**INFORMATION SUPPLIED:**
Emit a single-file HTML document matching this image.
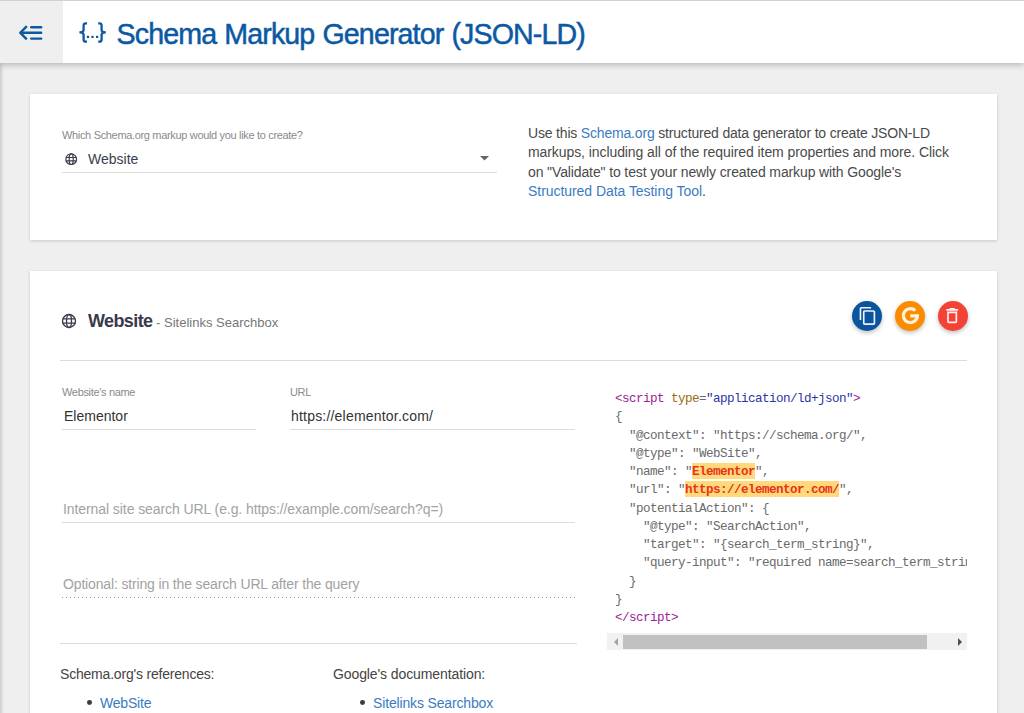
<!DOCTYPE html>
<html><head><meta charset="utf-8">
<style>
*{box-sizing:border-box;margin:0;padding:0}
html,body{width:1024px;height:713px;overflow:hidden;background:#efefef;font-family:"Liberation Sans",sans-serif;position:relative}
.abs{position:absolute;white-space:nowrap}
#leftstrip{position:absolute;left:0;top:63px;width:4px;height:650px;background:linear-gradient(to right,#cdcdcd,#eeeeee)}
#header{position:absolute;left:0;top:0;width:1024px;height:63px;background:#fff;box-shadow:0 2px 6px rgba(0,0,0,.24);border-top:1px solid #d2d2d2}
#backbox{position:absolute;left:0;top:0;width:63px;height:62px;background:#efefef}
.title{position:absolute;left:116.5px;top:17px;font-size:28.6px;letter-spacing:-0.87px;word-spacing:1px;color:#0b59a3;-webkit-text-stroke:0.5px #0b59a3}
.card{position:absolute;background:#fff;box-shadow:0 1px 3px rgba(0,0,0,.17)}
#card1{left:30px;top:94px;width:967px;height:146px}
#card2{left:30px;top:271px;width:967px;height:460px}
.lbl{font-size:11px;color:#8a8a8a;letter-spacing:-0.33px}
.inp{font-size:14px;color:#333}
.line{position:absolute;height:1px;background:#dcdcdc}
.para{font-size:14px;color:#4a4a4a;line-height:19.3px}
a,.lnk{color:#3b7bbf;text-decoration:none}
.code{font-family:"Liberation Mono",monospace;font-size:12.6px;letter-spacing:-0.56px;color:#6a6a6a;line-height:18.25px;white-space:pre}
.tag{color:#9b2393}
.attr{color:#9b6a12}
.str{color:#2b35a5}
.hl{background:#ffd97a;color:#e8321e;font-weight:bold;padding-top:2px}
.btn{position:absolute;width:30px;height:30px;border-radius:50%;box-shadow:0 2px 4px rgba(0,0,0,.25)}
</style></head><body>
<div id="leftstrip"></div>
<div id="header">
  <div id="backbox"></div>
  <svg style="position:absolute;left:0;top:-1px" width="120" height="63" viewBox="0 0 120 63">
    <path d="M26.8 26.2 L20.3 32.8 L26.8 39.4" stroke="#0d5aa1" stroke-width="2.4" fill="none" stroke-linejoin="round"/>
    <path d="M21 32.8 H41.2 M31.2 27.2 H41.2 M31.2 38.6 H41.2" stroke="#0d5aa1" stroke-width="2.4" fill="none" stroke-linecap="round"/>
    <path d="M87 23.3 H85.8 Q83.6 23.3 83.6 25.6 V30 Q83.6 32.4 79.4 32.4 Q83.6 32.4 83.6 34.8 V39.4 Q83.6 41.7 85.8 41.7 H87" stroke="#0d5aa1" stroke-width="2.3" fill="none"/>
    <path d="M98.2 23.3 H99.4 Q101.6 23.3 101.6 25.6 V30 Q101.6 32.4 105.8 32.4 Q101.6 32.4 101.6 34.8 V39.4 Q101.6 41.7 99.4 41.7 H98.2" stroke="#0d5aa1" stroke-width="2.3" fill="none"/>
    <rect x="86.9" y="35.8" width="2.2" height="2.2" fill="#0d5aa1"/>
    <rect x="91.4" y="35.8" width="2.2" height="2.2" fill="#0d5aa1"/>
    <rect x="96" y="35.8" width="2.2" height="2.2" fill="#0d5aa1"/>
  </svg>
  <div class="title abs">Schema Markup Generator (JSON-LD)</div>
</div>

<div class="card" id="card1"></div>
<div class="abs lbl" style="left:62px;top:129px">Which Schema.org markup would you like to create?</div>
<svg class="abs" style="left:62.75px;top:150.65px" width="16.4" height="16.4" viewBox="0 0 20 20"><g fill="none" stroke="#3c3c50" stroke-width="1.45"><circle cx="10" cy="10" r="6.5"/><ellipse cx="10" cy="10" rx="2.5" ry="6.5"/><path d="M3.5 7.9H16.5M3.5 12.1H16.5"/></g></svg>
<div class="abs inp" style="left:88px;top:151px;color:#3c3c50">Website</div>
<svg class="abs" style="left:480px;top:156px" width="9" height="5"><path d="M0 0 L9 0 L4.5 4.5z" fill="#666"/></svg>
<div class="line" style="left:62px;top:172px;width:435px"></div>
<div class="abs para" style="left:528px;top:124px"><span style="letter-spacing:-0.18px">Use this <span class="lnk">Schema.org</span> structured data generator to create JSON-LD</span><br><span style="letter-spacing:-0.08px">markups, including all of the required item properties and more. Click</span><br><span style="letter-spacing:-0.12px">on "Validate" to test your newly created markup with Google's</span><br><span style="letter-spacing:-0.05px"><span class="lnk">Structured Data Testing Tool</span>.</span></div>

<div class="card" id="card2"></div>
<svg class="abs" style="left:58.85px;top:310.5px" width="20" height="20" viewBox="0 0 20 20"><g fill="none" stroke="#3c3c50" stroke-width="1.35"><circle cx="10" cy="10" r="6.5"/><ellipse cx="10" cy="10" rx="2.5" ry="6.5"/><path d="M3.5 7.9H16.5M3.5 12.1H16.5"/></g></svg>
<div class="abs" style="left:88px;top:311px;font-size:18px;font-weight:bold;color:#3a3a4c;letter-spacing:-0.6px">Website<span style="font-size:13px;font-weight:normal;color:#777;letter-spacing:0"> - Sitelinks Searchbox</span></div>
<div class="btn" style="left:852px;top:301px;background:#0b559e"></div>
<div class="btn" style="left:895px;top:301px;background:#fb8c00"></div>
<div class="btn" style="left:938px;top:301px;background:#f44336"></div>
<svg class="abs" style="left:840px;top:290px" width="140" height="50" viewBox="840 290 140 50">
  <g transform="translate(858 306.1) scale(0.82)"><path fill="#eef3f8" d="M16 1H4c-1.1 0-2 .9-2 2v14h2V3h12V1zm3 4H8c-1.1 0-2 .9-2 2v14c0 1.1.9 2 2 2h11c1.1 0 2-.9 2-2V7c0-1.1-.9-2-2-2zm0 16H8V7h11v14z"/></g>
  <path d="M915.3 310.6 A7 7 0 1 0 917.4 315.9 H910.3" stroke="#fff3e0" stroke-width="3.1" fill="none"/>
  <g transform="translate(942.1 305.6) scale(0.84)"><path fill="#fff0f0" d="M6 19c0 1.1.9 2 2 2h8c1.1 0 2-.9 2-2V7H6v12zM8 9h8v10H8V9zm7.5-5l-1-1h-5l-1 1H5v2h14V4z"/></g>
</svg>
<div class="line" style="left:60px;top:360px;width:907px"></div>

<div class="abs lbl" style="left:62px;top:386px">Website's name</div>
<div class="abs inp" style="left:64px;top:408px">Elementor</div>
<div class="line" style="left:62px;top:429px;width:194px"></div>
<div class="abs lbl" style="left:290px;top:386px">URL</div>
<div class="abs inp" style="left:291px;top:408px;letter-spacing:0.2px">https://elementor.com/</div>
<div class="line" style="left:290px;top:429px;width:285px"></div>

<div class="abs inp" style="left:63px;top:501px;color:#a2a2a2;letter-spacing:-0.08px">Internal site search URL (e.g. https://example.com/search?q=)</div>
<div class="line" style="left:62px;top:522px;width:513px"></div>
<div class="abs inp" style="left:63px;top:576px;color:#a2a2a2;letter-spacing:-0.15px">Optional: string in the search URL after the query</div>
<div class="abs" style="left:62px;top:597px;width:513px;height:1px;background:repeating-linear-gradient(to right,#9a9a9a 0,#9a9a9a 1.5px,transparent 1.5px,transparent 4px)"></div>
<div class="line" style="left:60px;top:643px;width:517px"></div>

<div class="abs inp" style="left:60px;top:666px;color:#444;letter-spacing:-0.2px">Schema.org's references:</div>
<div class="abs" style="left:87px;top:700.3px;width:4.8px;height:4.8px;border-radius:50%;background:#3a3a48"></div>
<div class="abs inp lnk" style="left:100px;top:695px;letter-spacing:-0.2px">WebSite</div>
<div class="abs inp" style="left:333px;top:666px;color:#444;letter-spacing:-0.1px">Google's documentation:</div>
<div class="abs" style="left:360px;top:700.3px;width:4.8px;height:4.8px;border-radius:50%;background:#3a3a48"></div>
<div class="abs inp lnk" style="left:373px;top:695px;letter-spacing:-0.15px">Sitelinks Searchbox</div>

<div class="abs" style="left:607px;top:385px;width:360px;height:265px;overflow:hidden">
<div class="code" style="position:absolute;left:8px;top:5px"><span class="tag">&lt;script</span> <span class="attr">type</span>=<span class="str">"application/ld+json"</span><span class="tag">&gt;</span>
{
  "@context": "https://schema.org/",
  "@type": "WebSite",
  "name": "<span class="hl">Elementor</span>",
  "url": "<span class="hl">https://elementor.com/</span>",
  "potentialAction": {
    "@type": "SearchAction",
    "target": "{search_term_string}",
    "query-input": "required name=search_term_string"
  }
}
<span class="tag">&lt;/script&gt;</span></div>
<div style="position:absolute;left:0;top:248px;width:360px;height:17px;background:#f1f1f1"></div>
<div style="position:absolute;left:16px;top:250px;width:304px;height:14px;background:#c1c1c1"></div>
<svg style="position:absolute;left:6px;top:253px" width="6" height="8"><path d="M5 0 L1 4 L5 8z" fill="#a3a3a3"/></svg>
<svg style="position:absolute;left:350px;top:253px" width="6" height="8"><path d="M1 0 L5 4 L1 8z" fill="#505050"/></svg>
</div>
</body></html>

**TASK DETAILS:**
Look for "this" and pull out every line that has it.

**TASK SOLUTION:**
Emit a single-file HTML document matching this image.
<div class="abs para" style="left:528px;top:124px"><span style="letter-spacing:-0.18px">Use this <span class="lnk">Schema.org</span> structured data generator to create JSON-LD</span><br><span style="letter-spacing:-0.08px">markups, including all of the required item properties and more. Click</span><br><span style="letter-spacing:-0.12px">on "Validate" to test your newly created markup with Google's</span><br><span style="letter-spacing:-0.05px"><span class="lnk">Structured Data Testing Tool</span>.</span></div>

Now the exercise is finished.